Imagine a standard electric guitar - a Strat, for instance. Take off the strings, the bridge and the tuning pegs. At every fret position, add six pressure-sensitive switches. Down where one would normally strum or pluck the strings, add six long, raised, pressure-sensitive triggers. Wire what used to be the guitar up with several hundred dollars' worth of custom electronics. This is your basic Z'tar.

The Z'tar is designed not as a replacement for a guitar, but more as a totally new instrument. It can be played like a piano, using two hands to hit the neck switches, or like a guitar, using one hand to 'fret' the instrument, and the other hand strumming, pressing or plucking the triggers.

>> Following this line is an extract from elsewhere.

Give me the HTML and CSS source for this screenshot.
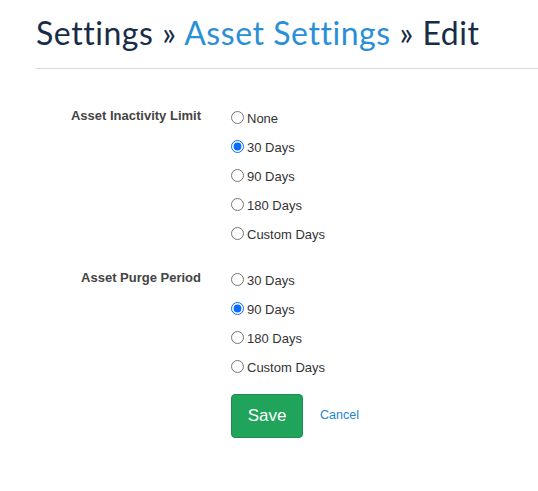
FILE: index.html
```html
<!DOCTYPE html>
<html>
<head>
<meta charset="utf-8">
<link rel="stylesheet" href="styles.css">
</head>
<body>
<div class="page">
  <h1 class="title">Settings » <a class="crumb" href="#">Asset Settings</a> » Edit</h1>
  <hr class="rule">
  <form class="form">
    <div class="field">
      <div class="field-label">Asset Inactivity Limit</div>
      <div class="options">
        <label class="option"><input type="radio" name="inactivity"><span>None</span></label>
        <label class="option"><input type="radio" name="inactivity" checked><span>30 Days</span></label>
        <label class="option"><input type="radio" name="inactivity"><span>90 Days</span></label>
        <label class="option"><input type="radio" name="inactivity"><span>180 Days</span></label>
        <label class="option"><input type="radio" name="inactivity"><span>Custom Days</span></label>
      </div>
    </div>
    <div class="field">
      <div class="field-label">Asset Purge Period</div>
      <div class="options">
        <label class="option"><input type="radio" name="purge"><span>30 Days</span></label>
        <label class="option"><input type="radio" name="purge" checked><span>90 Days</span></label>
        <label class="option"><input type="radio" name="purge"><span>180 Days</span></label>
        <label class="option"><input type="radio" name="purge"><span>Custom Days</span></label>
      </div>
    </div>
    <div class="actions">
      <button type="button" class="btn-save">Save</button>
      <a href="#" class="cancel">Cancel</a>
    </div>
  </form>
</div>
</body>
</html>
```

FILE: styles.css
```css
html, body {
  margin: 0;
  padding: 0;
  background: #ffffff;
}
.page {
  padding-left: 36px;
}
.title {
  margin: 0;
  padding-top: 13px;
  font-family: Lato, "Open Sans", sans-serif;
  font-weight: 400;
  font-size: 32px;
  line-height: 40px;
  letter-spacing: 0.55px;
  color: #182c48;
}
.crumb {
  color: #2a8fd8;
  text-decoration: none;
}
.rule {
  margin: 15px 0 0 -1px;
  border: 0;
  border-top: 1px solid #dcdcdf;
  height: 0;
}
.form {
  padding-top: 34px;
  font-family: "Liberation Sans", Arial, sans-serif;
}
.field {
  display: flex;
  margin-bottom: 17px;
}
.field-label {
  width: 165px;
  text-align: right;
  font-weight: 700;
  font-size: 13px;
  line-height: 20px;
  padding-top: 3px;
  color: #444;
}
.options {
  display: flex;
  flex-direction: column;
  margin-left: 30px;
}
.option {
  display: flex;
  align-items: center;
  height: 29px;
  font-size: 13px;
  color: #333;
}
.option input {
  margin: 0 3px 0 0;
  width: 13px;
  height: 13px;
  accent-color: #0a6cff;
}
.option span {
  padding-top: 2px;
}
.actions {
  display: flex;
  align-items: center;
  margin-left: 195px;
  margin-top: -4px;
}
.btn-save {
  width: 72px;
  height: 44px;
  background: #20a35a;
  border: 1px solid #1a8f4d;
  border-radius: 4px;
  color: #ffffff;
  font-family: "Liberation Sans", Arial, sans-serif;
  font-size: 17px;
  padding: 0;
}
.cancel {
  margin-left: 17px;
  font-size: 12.5px;
  color: #1a86d6;
  text-decoration: none;
  padding-bottom: 2px;
}
```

A Z'tar is not a MIDI guitar. Although there is an option for actual guitar strings to be fitted instead of the touch/pressure-sensitive triggers, these are only around six inches long and only affect the note's velocity and muting; they have no role in actually producing the sound.

Z'tars are available in a wide variety of different versions, from the most basic detailed above, to models with drum pads, ribbon controllers, thumb controllers, breath controllers, or even twin necks (one Z'tar neck, one regular guitar neck.)

The Z'tar has no built-in sound synthesis, so all output is via MIDI. There is a bewildering array of options for programming and control.

Unfortunately, all this complexity comes at a price. The cheapest Z'tar currently stands at around $1500, with the more fancy models ranging from around $2000 - $5000. And this is without paying for your outboard synth, sequencing software or hardware, and effects processors.

As well as the Z'tar, Starr Labs also makes other MIDI controlling instruments, such as a MIDI harp, a MIDI-enabled DJ mixer/controller, stand-alone fingerboards and a classical guitar fitted out with drum pads for rhythm effects.